• [Task directions] Copy each line below that includes "Reproduce".

• [Given data]
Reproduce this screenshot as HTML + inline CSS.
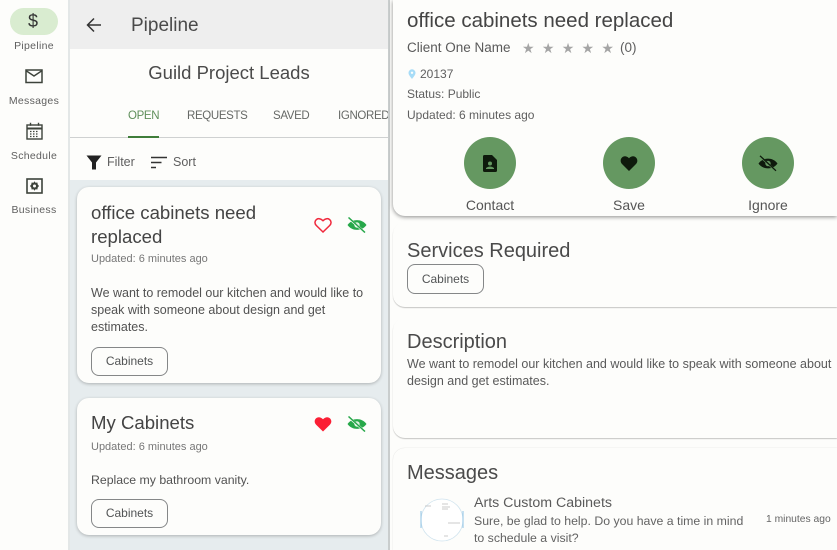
...
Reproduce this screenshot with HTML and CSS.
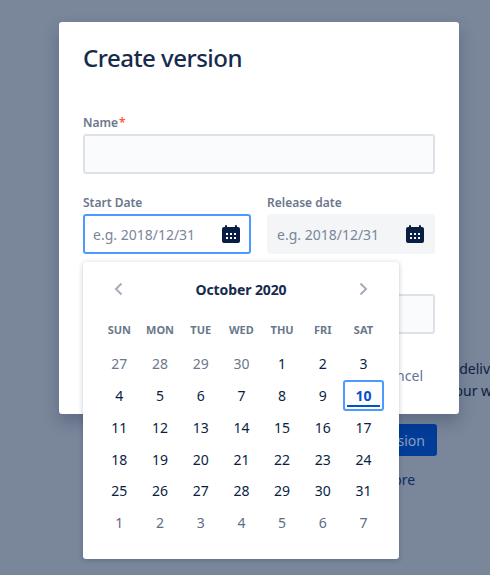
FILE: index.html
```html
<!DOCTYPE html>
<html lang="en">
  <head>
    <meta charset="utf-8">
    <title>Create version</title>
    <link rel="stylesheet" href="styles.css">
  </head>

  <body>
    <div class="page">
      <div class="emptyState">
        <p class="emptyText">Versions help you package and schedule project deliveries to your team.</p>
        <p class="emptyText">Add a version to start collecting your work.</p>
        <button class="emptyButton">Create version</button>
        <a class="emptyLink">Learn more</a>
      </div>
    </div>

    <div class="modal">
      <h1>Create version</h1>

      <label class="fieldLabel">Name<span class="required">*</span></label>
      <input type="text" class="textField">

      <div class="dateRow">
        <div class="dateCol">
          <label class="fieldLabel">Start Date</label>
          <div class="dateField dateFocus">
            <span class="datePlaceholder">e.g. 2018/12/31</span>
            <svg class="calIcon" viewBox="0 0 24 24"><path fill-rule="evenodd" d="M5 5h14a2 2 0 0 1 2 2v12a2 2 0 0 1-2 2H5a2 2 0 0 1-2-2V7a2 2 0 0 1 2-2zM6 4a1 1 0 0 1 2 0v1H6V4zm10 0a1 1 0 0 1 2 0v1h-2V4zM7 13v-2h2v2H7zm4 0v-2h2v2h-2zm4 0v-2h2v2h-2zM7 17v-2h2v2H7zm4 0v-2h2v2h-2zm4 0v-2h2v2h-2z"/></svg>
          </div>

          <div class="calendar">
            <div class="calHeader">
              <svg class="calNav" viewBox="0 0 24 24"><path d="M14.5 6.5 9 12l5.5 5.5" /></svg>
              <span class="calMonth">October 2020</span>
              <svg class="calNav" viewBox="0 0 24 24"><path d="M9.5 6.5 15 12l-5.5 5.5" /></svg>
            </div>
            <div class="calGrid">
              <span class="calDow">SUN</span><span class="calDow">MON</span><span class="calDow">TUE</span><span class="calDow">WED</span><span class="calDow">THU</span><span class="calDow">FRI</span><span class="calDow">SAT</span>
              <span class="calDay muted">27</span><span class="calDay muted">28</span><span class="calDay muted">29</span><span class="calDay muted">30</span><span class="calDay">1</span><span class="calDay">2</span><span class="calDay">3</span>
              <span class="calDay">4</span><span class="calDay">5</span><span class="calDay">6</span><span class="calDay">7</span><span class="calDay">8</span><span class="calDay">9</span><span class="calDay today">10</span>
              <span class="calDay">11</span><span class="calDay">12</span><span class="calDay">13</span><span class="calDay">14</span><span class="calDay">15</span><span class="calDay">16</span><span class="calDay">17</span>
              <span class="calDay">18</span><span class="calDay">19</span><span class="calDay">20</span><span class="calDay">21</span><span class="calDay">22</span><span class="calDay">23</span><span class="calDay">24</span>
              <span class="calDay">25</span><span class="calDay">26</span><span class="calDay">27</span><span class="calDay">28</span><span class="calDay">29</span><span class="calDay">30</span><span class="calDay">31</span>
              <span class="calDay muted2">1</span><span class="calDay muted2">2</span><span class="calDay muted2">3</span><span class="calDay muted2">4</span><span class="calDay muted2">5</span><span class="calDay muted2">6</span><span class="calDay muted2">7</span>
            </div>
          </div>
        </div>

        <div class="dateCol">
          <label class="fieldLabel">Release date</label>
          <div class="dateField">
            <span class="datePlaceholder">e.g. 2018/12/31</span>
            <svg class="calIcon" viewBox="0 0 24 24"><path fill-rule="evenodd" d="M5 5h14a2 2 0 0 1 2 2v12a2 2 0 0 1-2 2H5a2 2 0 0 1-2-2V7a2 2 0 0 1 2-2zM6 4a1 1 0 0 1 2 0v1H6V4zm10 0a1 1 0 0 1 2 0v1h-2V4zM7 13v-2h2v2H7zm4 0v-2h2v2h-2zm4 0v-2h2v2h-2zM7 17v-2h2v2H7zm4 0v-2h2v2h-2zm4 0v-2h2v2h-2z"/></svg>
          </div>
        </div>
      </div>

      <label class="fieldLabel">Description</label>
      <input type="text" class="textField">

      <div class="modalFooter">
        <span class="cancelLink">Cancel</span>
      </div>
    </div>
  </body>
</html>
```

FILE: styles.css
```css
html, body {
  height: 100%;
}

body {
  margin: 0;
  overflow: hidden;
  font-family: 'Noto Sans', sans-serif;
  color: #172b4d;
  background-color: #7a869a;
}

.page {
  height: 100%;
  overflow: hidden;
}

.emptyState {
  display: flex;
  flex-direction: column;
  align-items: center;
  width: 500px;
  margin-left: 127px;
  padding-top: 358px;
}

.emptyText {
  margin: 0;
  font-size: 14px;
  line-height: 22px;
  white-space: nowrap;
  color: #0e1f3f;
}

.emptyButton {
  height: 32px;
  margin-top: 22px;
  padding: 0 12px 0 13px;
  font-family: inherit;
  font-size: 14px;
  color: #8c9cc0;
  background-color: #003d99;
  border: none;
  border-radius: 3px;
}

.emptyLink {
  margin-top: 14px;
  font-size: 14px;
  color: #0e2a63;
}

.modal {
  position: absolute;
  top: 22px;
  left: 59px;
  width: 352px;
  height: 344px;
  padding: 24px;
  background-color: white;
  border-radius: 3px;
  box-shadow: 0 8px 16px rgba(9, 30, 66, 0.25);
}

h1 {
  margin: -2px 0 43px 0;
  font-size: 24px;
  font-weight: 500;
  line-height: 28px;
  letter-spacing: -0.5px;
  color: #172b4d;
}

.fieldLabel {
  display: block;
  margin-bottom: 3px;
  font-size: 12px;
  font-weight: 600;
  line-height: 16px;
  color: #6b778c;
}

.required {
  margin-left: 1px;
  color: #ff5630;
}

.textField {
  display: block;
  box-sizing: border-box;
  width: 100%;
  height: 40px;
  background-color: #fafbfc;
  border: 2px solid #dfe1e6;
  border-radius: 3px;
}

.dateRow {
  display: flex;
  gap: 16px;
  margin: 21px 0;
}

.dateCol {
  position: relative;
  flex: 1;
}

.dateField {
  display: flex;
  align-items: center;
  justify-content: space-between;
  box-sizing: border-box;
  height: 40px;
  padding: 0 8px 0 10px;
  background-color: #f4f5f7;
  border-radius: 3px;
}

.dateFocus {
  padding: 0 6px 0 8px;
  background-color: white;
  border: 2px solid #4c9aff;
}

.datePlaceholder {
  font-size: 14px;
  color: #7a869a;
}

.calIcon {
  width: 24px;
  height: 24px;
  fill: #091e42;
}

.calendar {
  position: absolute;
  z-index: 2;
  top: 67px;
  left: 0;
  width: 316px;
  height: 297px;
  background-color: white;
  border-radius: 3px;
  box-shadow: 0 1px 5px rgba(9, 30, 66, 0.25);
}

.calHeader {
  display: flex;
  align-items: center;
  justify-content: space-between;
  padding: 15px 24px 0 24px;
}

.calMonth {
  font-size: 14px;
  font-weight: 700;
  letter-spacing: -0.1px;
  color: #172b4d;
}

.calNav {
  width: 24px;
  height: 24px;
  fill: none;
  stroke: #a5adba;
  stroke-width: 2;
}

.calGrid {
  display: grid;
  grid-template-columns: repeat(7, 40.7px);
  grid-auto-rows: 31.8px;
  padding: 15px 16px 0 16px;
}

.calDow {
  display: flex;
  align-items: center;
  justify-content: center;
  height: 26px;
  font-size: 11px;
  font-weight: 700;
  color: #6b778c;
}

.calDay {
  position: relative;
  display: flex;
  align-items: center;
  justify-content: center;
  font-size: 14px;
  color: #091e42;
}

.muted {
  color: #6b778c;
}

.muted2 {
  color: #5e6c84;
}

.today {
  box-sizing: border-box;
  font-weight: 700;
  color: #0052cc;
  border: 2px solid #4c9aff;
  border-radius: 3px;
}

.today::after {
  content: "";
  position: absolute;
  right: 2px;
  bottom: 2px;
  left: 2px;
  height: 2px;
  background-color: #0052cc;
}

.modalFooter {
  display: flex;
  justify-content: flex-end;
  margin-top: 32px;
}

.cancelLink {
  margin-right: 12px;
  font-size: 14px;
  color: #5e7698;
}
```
==
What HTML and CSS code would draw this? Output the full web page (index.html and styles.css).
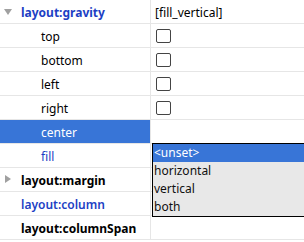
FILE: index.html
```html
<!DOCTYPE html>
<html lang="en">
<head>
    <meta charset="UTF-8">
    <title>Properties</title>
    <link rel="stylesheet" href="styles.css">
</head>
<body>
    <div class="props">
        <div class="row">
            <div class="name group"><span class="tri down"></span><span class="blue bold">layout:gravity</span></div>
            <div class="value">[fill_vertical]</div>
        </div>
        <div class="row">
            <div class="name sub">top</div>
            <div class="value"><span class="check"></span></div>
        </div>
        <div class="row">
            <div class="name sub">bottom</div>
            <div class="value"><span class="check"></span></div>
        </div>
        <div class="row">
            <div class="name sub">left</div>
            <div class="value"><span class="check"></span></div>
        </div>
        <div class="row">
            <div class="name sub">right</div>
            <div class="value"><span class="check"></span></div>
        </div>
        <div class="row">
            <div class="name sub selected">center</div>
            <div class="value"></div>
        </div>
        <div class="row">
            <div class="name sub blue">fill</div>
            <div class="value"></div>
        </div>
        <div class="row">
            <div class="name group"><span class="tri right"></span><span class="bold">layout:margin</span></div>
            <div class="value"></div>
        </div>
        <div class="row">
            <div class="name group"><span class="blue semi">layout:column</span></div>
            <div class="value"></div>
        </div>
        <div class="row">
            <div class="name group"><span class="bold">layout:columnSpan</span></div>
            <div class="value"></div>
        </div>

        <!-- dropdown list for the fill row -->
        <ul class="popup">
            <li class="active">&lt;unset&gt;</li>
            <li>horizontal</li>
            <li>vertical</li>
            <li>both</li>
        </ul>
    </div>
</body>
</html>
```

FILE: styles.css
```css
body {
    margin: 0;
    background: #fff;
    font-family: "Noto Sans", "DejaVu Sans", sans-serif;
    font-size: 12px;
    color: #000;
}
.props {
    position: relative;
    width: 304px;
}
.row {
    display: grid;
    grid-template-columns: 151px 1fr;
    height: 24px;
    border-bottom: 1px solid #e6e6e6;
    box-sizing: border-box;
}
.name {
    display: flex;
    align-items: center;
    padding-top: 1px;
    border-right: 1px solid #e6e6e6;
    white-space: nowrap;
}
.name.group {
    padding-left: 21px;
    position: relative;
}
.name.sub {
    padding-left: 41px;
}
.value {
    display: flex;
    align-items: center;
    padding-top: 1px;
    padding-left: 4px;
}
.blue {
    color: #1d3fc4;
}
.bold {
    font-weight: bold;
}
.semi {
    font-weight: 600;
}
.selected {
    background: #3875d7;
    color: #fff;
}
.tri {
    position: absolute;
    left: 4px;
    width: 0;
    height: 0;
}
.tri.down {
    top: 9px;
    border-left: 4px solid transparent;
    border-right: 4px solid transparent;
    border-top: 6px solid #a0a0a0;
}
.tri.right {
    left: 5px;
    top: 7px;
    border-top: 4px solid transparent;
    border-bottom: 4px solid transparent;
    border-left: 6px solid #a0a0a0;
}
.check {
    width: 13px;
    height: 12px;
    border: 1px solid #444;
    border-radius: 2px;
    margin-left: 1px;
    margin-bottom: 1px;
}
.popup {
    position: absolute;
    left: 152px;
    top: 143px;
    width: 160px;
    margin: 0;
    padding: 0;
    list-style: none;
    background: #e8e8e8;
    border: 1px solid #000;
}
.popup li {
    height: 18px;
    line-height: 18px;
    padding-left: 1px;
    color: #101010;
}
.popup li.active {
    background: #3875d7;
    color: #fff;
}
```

• [Task answer]
Reproduce this screenshot as HTML + inline CSS.
Reproduce this screenshot with HTML and CSS.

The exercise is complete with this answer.